United States v. Village of Hubbard, Ohio, 266 U.S. 474 (1925)

United States v. Village of Hubbard, Ohio

Nos. 25 and 26

Argued April 22, 1924

Restored to docket for reargument June 9, 1924

Reargued December 3, 1924

Decided January 5, 1925

266 U.S. 474

APPEALS FROM THE DISTRICT COURT OF THE UNITED STATES

FOR THE NORTHERN DISTRICT OF OHIO

Syllabus

1. The power of the Interstate Commerce Commission to require an increase of intrastate railway fares which subject interstate commerce to unjust discrimination extends to interurban electric railroads engaged in interstate commerce, although not operated as

Page 266 U. S. 475

part of a steam railway system or engaged in the general transportation of freight in addition to their passenger and express business. P. 266 U. S. 476.

2. The fact that such fares have been fixed by contracts between the carriers and municipalities does not deprive Congress of power to authorize such increase. P. 266 U. S. 477, note.

278 F. 754; id., 769, reversed,

Appeals from decrees of the district court annulling orders of the Interstate Commerce Commission requiring increases of intrastate interurban passenger fares on electric railroads operating within and without the State of Ohio.

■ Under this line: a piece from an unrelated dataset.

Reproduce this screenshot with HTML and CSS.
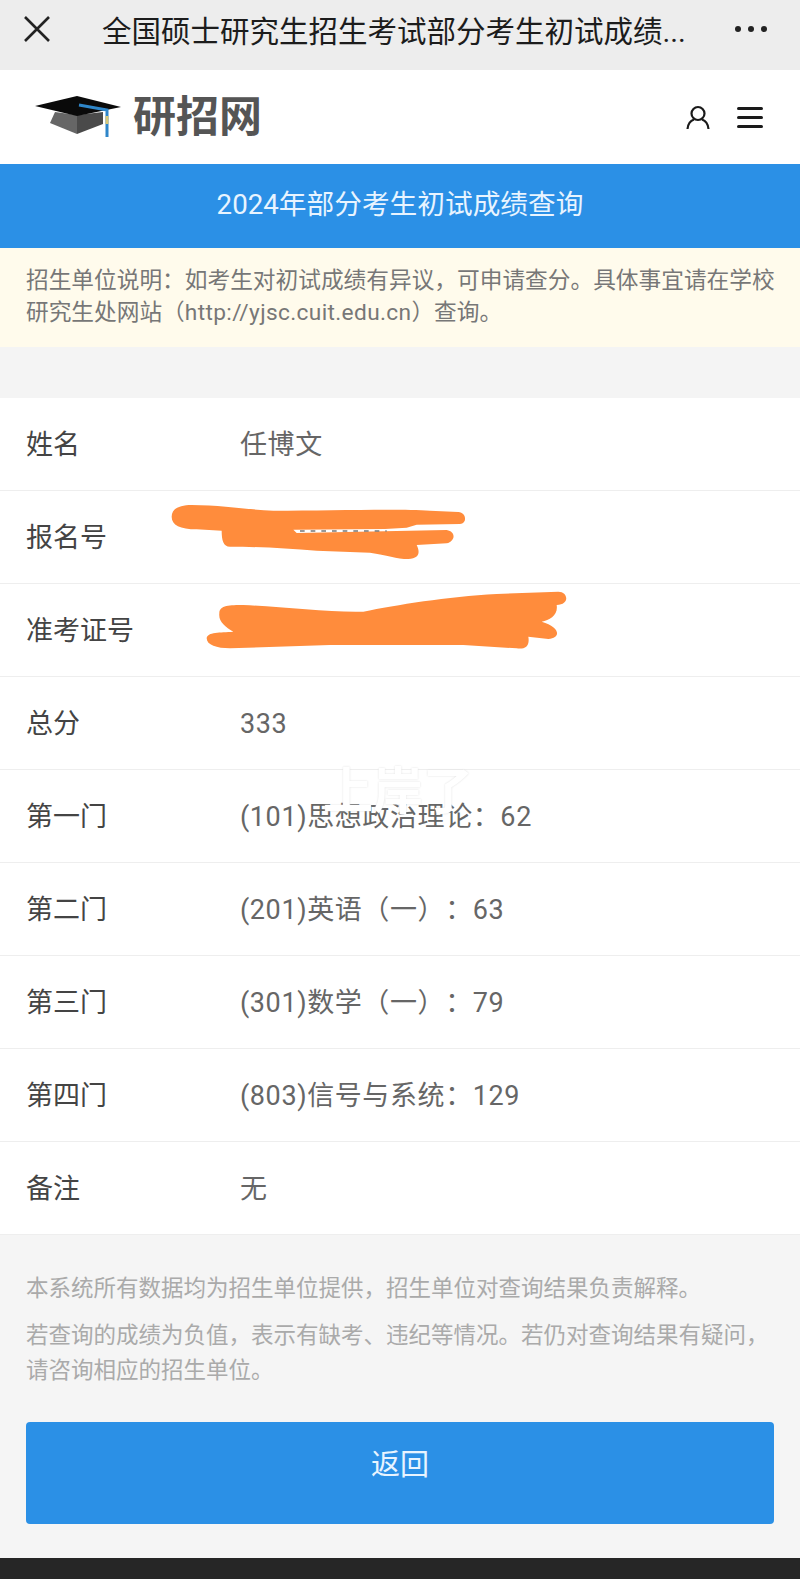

The suits were brought by two municipalities against the United States. In each case, the Commission and the carrier affected intervened.

Page 266 U. S. 476

MR. JUSTICE BRANDEIS delivered the opinion of the Court.

These cases were argued together. They present, on substantially similar facts, the question whether interurban electric railroads engaged in interstate commerce are subject generally to regulation by the Interstate Commerce Commission.

Each case is a direct appeal, under Act Oct. 22, 1913, c. 32, 38 Stat. 208, 220, from a final decree of the Federal Court for Northern Ohio setting aside an order of the Commission. In each, the plaintiff below was an Ohio municipality and the carrier who intervened as defendant an independent interurban electric railroad. The carriers operate lines within and between Ohio municipalities, and also between these and a city in an adjoining state. The orders require the carriers to raise intrastate interurban passenger fares which, as the Commission found, subject interstate commerce to unjust discrimination. Fares within the Ohio municipalities are not affected. Ohio Rates, Fares, and Charges, 64 I.C.C. 493; Ohio and Pennsylvania Rates, Fares, and Charges, 64 I.C.C. 517.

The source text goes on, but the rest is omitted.